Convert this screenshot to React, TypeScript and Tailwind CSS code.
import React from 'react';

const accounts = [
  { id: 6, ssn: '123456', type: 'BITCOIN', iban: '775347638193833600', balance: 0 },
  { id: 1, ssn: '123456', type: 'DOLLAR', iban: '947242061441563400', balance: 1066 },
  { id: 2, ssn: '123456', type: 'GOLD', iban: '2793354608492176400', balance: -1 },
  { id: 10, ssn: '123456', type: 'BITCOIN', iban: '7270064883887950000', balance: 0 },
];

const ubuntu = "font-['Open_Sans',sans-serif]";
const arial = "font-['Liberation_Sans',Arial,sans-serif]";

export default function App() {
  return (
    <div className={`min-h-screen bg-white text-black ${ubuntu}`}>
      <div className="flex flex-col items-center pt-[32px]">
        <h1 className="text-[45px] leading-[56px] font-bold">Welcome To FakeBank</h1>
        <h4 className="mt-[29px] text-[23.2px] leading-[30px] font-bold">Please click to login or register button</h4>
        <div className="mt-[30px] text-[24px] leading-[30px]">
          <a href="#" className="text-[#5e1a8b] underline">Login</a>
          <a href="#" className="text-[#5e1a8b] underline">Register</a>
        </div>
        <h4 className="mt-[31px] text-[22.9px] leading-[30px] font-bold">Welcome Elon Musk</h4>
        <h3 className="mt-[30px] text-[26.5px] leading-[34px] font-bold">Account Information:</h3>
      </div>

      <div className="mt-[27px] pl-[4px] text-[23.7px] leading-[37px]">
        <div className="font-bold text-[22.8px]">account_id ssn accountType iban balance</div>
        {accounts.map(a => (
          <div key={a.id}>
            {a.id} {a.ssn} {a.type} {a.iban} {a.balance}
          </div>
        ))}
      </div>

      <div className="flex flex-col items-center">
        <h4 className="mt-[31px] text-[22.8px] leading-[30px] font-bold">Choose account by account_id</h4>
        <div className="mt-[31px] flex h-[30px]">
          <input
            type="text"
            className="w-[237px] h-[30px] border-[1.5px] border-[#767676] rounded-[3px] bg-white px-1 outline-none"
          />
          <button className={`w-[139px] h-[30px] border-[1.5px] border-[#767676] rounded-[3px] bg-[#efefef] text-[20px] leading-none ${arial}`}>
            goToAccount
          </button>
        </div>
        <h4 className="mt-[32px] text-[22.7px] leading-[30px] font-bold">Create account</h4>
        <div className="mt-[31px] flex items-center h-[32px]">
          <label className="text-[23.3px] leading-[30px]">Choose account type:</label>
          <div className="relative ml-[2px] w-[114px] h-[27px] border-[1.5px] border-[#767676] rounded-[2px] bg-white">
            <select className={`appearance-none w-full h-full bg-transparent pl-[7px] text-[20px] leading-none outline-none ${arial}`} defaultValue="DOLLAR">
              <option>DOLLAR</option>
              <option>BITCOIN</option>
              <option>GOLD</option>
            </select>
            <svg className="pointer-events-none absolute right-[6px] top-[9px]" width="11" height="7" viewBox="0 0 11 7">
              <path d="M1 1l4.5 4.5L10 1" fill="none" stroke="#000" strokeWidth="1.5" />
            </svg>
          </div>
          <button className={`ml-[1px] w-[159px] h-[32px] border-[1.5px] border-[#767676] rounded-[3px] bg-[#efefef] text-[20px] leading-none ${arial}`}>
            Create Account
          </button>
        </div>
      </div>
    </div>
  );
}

==

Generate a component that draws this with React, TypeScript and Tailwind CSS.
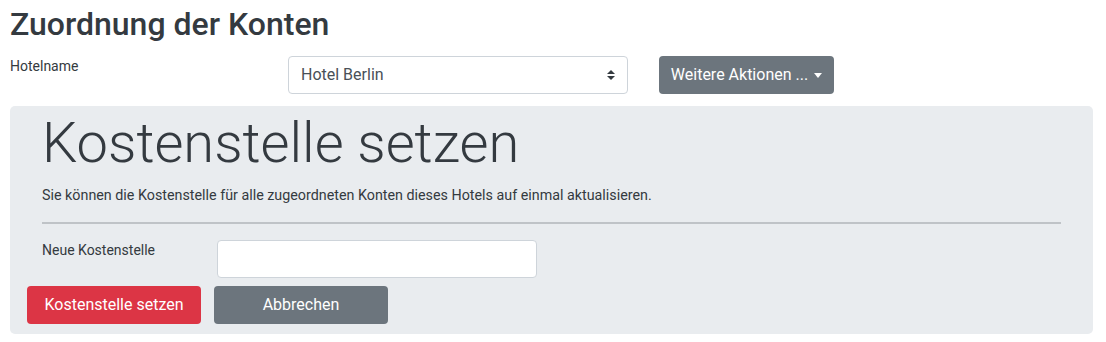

--

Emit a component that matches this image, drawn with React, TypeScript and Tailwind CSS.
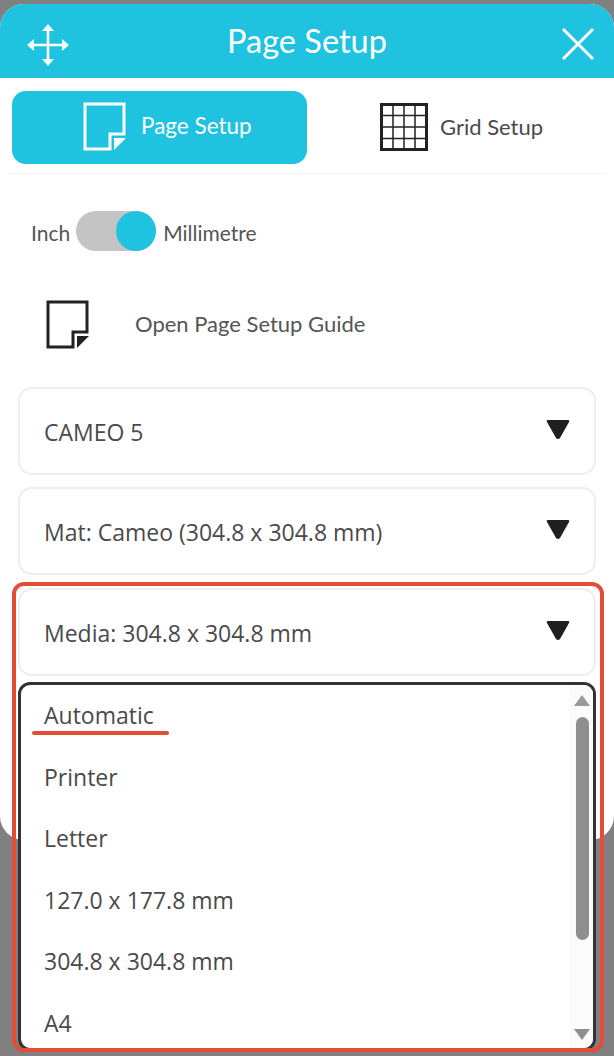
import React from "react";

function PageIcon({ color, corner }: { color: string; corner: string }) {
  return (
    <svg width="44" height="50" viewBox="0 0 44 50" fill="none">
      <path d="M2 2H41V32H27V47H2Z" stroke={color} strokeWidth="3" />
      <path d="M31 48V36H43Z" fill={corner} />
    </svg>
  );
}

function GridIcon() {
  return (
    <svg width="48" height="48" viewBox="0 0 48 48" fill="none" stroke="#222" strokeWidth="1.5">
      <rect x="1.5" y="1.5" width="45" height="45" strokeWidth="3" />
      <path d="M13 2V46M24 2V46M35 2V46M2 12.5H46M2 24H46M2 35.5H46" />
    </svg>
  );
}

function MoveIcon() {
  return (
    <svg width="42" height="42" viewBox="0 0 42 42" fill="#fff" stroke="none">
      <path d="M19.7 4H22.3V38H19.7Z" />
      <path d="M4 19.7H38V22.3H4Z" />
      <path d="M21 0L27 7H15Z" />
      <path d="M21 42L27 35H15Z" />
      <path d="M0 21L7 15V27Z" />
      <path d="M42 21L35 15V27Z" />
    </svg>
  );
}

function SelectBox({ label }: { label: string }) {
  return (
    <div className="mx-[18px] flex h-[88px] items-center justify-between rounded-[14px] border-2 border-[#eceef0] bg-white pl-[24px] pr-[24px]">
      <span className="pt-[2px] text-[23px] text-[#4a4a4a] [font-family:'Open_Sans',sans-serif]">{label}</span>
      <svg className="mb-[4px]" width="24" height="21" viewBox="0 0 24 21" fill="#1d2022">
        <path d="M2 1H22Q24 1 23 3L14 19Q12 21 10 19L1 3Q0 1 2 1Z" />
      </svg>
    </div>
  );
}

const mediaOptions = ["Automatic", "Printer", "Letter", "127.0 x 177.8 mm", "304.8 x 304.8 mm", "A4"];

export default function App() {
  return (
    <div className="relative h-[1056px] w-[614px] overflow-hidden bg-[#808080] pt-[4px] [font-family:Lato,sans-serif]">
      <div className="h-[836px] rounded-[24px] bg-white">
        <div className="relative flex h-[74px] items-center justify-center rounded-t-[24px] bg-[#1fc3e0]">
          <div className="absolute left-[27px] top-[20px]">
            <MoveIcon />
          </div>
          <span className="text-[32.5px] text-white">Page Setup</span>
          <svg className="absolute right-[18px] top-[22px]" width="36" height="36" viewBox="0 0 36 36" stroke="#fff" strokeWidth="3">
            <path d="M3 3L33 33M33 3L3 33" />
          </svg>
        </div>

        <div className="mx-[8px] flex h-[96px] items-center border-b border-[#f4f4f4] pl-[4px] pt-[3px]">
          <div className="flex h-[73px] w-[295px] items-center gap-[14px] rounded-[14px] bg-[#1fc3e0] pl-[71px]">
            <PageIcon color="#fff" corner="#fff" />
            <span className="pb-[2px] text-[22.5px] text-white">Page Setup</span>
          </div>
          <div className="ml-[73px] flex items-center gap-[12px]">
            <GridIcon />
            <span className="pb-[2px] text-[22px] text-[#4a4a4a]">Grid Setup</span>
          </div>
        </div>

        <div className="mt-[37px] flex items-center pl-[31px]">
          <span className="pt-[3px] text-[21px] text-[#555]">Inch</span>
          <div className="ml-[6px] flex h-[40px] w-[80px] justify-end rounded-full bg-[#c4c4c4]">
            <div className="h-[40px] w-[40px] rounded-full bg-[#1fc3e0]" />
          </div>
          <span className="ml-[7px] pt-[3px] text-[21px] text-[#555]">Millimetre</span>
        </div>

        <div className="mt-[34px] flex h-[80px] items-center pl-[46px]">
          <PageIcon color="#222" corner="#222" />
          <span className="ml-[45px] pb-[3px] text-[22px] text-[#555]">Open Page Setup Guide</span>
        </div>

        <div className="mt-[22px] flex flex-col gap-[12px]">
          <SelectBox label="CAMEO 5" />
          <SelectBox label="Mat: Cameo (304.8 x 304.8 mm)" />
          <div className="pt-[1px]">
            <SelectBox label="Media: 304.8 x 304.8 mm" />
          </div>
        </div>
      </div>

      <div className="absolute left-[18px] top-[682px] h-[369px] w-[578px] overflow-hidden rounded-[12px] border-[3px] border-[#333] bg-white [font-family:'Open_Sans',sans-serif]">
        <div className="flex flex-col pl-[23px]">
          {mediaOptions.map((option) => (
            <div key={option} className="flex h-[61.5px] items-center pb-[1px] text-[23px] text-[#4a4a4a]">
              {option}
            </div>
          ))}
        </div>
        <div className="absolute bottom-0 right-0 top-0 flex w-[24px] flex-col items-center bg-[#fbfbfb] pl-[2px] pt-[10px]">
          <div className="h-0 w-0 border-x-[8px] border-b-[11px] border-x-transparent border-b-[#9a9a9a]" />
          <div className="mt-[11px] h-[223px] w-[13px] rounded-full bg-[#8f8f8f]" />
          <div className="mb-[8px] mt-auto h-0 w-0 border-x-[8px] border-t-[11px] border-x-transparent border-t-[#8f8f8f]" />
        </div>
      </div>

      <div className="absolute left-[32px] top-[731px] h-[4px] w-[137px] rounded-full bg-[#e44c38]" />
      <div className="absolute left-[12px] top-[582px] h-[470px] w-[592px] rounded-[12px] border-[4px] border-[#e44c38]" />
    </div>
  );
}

#### Task objective
Starting at the line that contains "Convert this screenshot", set down every line up to and including the line that contains "import React from 'react';", exactly as given, and no other line.

#### Full solution
Convert this screenshot to React, TypeScript and Tailwind CSS code.
import React from 'react';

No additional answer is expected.